Waves of electromagnetic radiation can by quantified by numerous features, of which two, wavelength, and frequency, are particularly important. Wavelength is the measure of the separation of a wave's peaks, or valleys, and is expressed in units of feet, meters, nanometers, and so on, depending upon the magnitude of the wavelength. Frequency is a bit harder to grasp. The frequency of a wave is related to the number of peaks that pass through a given point along a wave's path in one second.

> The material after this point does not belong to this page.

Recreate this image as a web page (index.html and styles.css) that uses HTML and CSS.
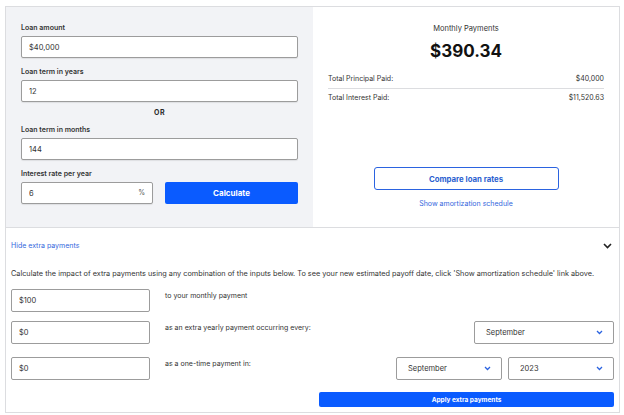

Wavelength and frequency are inversely related – as one goes up, the other goes down, and vice versa. Light is simply electromagnetic radiation within a certain range of wavelengths and frequencies that the human eye is capable of detecting. EMR waves that lie outside of these ranges are undetectable by the human eye. (To humans, the world seems dark at night, but to rattle snakes and other creatures that can see EMR of lower energy and longer wavelengths, the world is still very much visible at night.) So, there is nothing particularly special about light over other EMR phenomena, except humans can see it!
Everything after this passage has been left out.